§ WRITTEN INSTRUCTION: Your task is to transcribe all of the data below exactly, omitting the images.

━━━━━ SOURCE MATERIAL ━━━━━

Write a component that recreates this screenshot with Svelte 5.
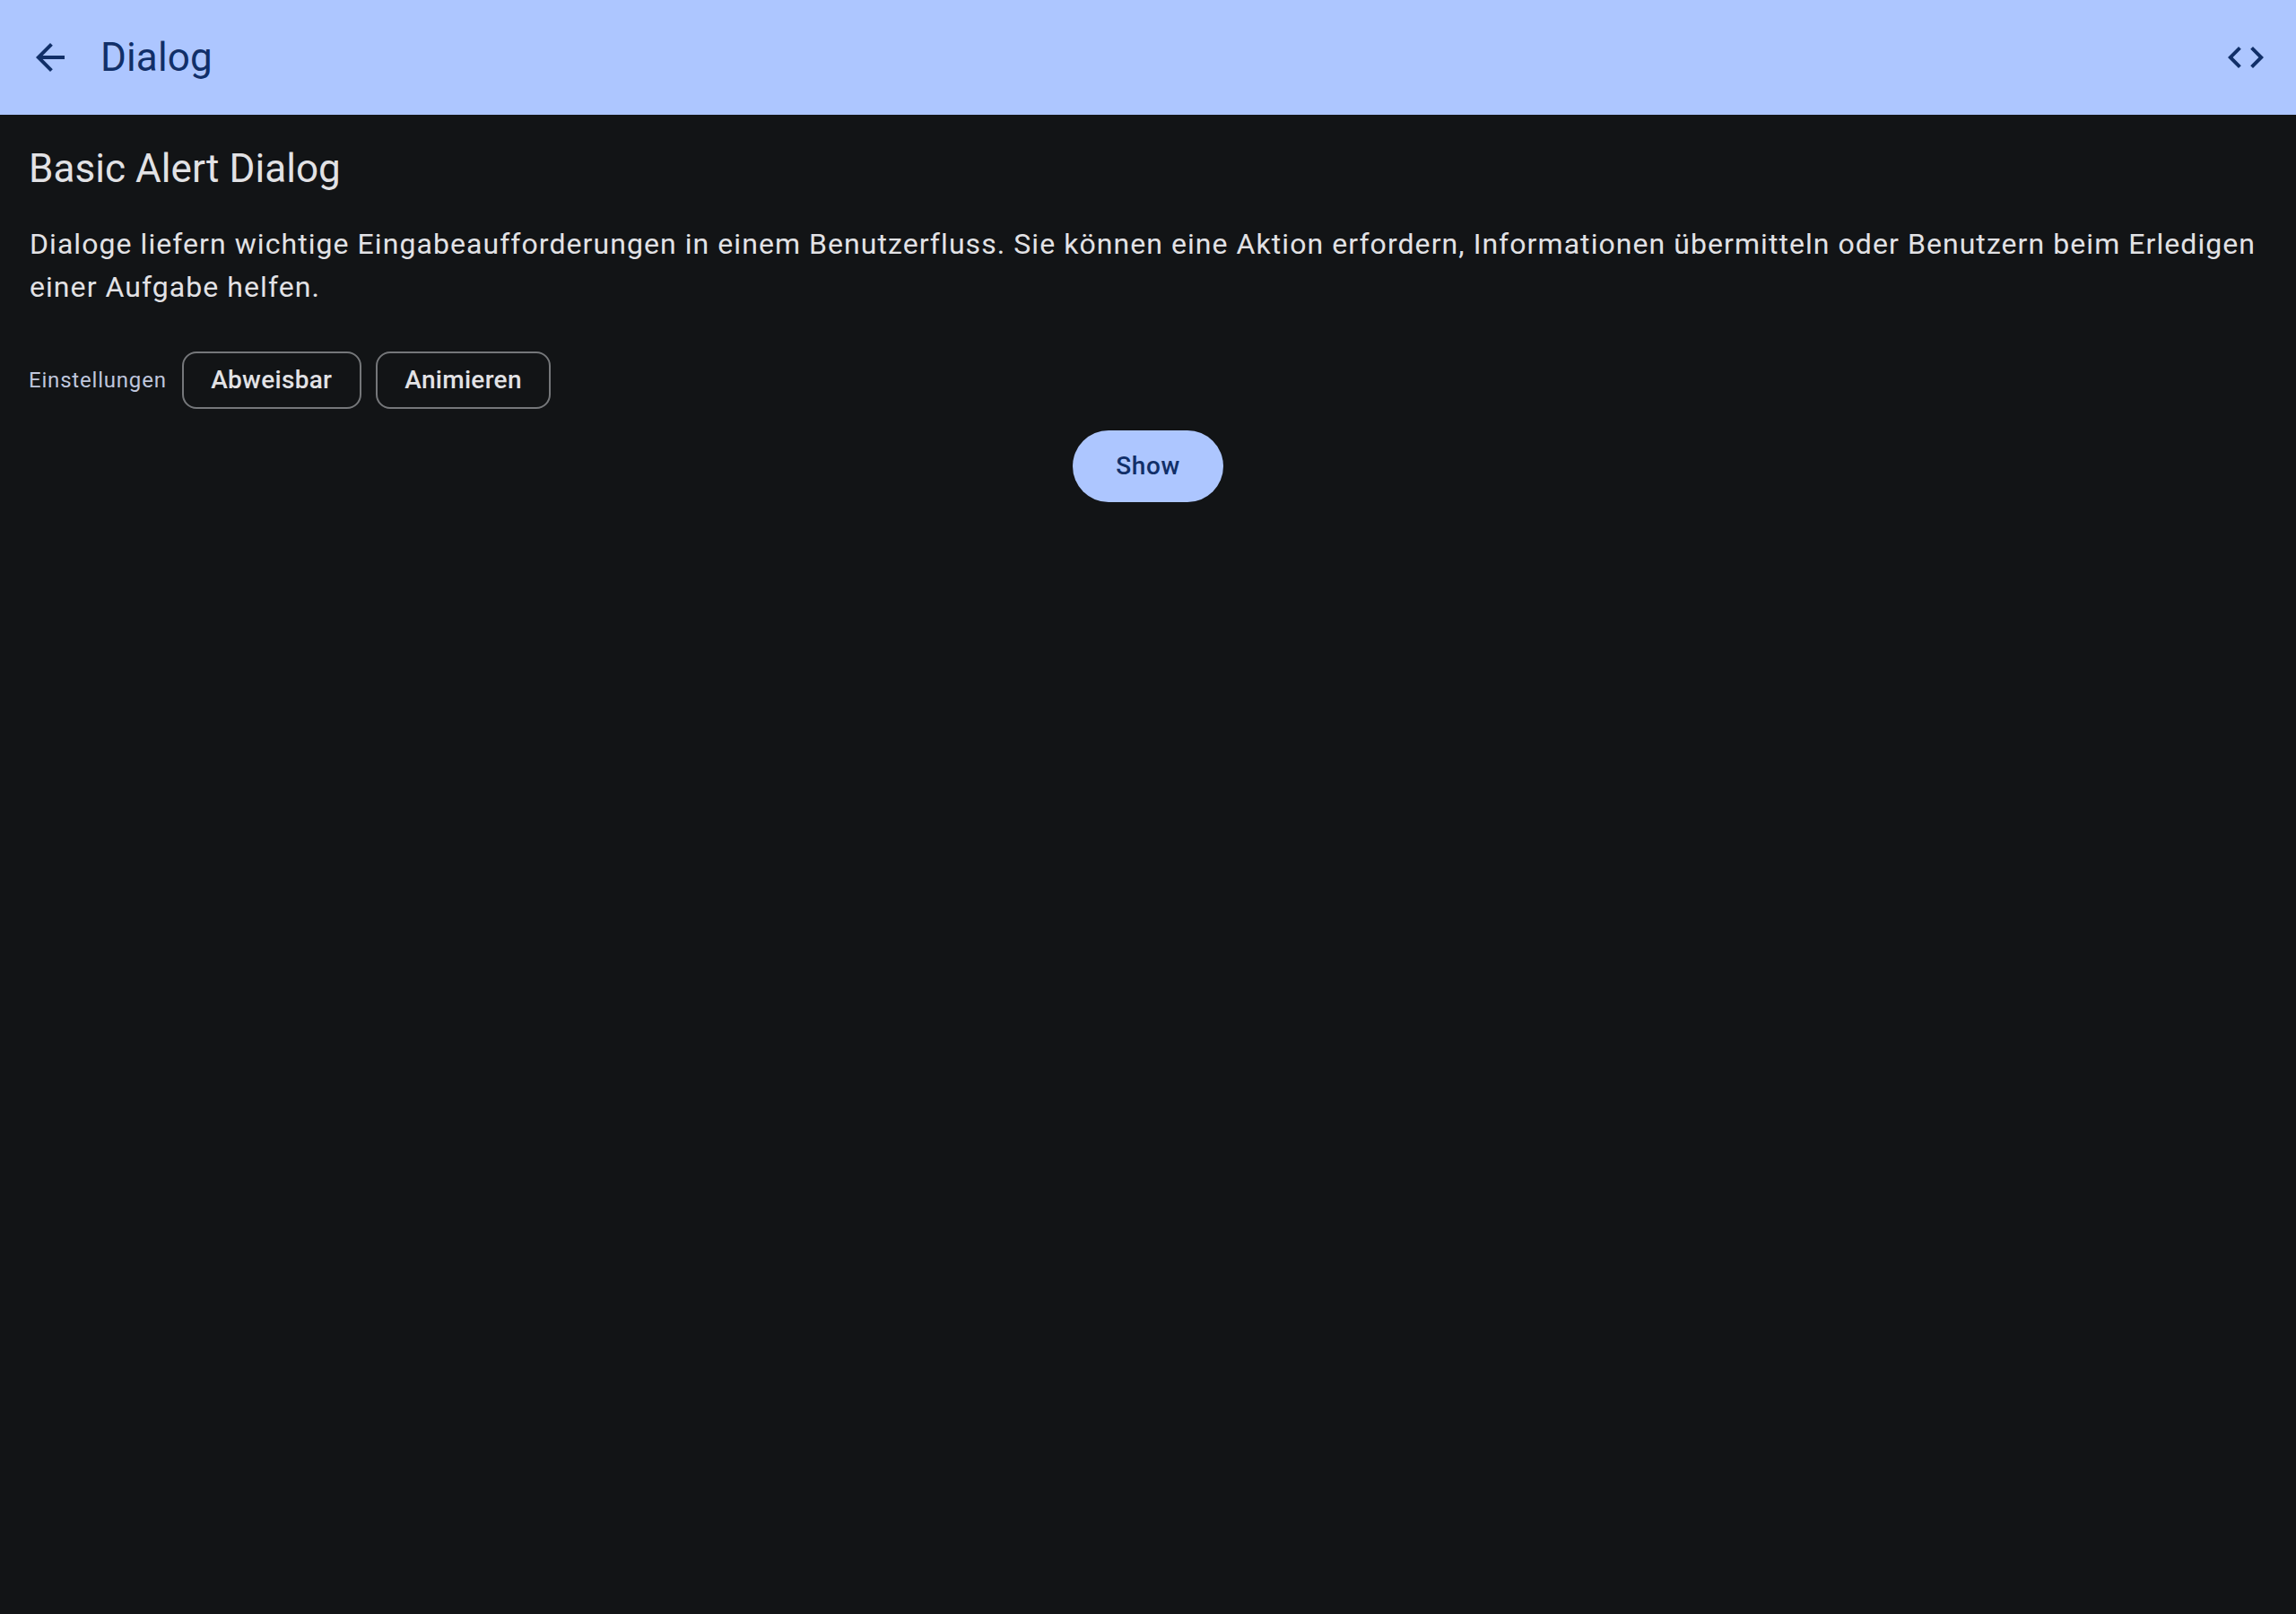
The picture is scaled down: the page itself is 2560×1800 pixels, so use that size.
<script>
  const chips = ['Abweisbar', 'Animieren'];
</script>

<div class="screen">
  <header class="bar">
    <button class="icon" aria-label="Zurück">
      <svg viewBox="0 0 24 24"><path d="M20 11H7.83l5.59-5.59L12 4l-8 8 8 8 1.41-1.41L7.83 13H20v-2z" /></svg>
    </button>
    <h1>Dialog</h1>
    <button class="icon" aria-label="Code">
      <svg viewBox="0 0 24 24"><path d="M9.4 16.6L4.8 12l4.6-4.6L8 6l-6 6 6 6 1.4-1.4zm5.2 0l4.6-4.6-4.6-4.6L16 6l6 6-6 6-1.4-1.4z" /></svg>
    </button>
  </header>
  <main>
    <h2>Basic Alert Dialog</h2>
    <p>Dialoge liefern wichtige Eingabeaufforderungen in einem Benutzerfluss. Sie können eine Aktion erfordern, Informationen übermitteln oder Benutzern beim Erledigen einer Aufgabe helfen.</p>
    <div class="settings">
      <span class="label">Einstellungen</span>
      {#each chips as chip}
        <button class="chip">{chip}</button>
      {/each}
    </div>
    <button class="show">Show</button>
  </main>
</div>

<style>
  :global(body) {
    margin: 0;
    background: #121416;
  }
  .screen {
    min-height: 1800px;
    background: #121416;
    color: #e2e2e5;
    font-family: Roboto, sans-serif;
  }
  button {
    margin: 0;
    padding: 0;
    border: 0;
    background: none;
    color: inherit;
    font: inherit;
  }
  .bar {
    display: flex;
    align-items: center;
    height: 128px;
    box-sizing: border-box;
    padding: 0 8px;
    background: #adc6ff;
    color: #112f68;
  }
  .icon {
    display: grid;
    place-items: center;
    width: 96px;
    height: 96px;
  }
  .icon svg {
    display: block;
    width: 48px;
    height: 48px;
    fill: currentColor;
  }
  h1,
  h2 {
    margin: 0;
    font-size: 44px;
    line-height: 56px;
    font-weight: 400;
    letter-spacing: 0.06px;
  }
  h1 {
    flex: 1;
    padding-left: 8px;
    letter-spacing: 0.15px;
  }
  main {
    display: flex;
    flex-direction: column;
    padding: 32px;
  }
  p {
    margin: 32px 0;
    padding-left: 1px;
    font-size: 32px;
    line-height: 48px;
    letter-spacing: 1.06px;
  }
  .settings {
    display: flex;
    align-items: center;
    gap: 16px;
    height: 96px;
  }
  .label {
    margin-right: 1px;
    color: #bfc6dc;
    font-size: 24px;
    line-height: 32px;
    letter-spacing: 0.8px;
  }
  .chip {
    height: 64px;
    box-sizing: border-box;
    padding: 0 30.5px 2px;
    border: 2px solid #75777a;
    border-radius: 16px;
    font-size: 28px;
    font-weight: 500;
    letter-spacing: 0.3px;
  }
  .show {
    align-self: center;
    height: 80px;
    margin-top: 8px;
    padding: 0 48px 2px;
    border-radius: 40px;
    background: #adc6ff;
    color: #112f68;
    font-size: 28px;
    font-weight: 500;
    letter-spacing: 0.6px;
  }
</style>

━━━━━

§ PROBLEM SOLUTION:
Write a component that recreates this screenshot with Svelte 5.
The picture is scaled down: the page itself is 2560×1800 pixels, so use that size.
<script>
  const chips = ['Abweisbar', 'Animieren'];
</script>

<div class="screen">
  <header class="bar">
    <button class="icon" aria-label="Zurück">
      <svg viewBox="0 0 24 24"><path d="M20 11H7.83l5.59-5.59L12 4l-8 8 8 8 1.41-1.41L7.83 13H20v-2z" /></svg>
    </button>
    <h1>Dialog</h1>
    <button class="icon" aria-label="Code">
      <svg viewBox="0 0 24 24"><path d="M9.4 16.6L4.8 12l4.6-4.6L8 6l-6 6 6 6 1.4-1.4zm5.2 0l4.6-4.6-4.6-4.6L16 6l6 6-6 6-1.4-1.4z" /></svg>
    </button>
  </header>
  <main>
    <h2>Basic Alert Dialog</h2>
    <p>Dialoge liefern wichtige Eingabeaufforderungen in einem Benutzerfluss. Sie können eine Aktion erfordern, Informationen übermitteln oder Benutzern beim Erledigen einer Aufgabe helfen.</p>
    <div class="settings">
      <span class="label">Einstellungen</span>
      {#each chips as chip}
        <button class="chip">{chip}</button>
      {/each}
    </div>
    <button class="show">Show</button>
  </main>
</div>

<style>
  :global(body) {
    margin: 0;
    background: #121416;
  }
  .screen {
    min-height: 1800px;
    background: #121416;
    color: #e2e2e5;
    font-family: Roboto, sans-serif;
  }
  button {
    margin: 0;
    padding: 0;
    border: 0;
    background: none;
    color: inherit;
    font: inherit;
  }
  .bar {
    display: flex;
    align-items: center;
    height: 128px;
    box-sizing: border-box;
    padding: 0 8px;
    background: #adc6ff;
    color: #112f68;
  }
  .icon {
    display: grid;
    place-items: center;
    width: 96px;
    height: 96px;
  }
  .icon svg {
    display: block;
    width: 48px;
    height: 48px;
    fill: currentColor;
  }
  h1,
  h2 {
    margin: 0;
    font-size: 44px;
    line-height: 56px;
    font-weight: 400;
    letter-spacing: 0.06px;
  }
  h1 {
    flex: 1;
    padding-left: 8px;
    letter-spacing: 0.15px;
  }
  main {
    display: flex;
    flex-direction: column;
    padding: 32px;
  }
  p {
    margin: 32px 0;
    padding-left: 1px;
    font-size: 32px;
    line-height: 48px;
    letter-spacing: 1.06px;
  }
  .settings {
    display: flex;
    align-items: center;
    gap: 16px;
    height: 96px;
  }
  .label {
    margin-right: 1px;
    color: #bfc6dc;
    font-size: 24px;
    line-height: 32px;
    letter-spacing: 0.8px;
  }
  .chip {
    height: 64px;
    box-sizing: border-box;
    padding: 0 30.5px 2px;
    border: 2px solid #75777a;
    border-radius: 16px;
    font-size: 28px;
    font-weight: 500;
    letter-spacing: 0.3px;
  }
  .show {
    align-self: center;
    height: 80px;
    margin-top: 8px;
    padding: 0 48px 2px;
    border-radius: 40px;
    background: #adc6ff;
    color: #112f68;
    font-size: 28px;
    font-weight: 500;
    letter-spacing: 0.6px;
  }
</style>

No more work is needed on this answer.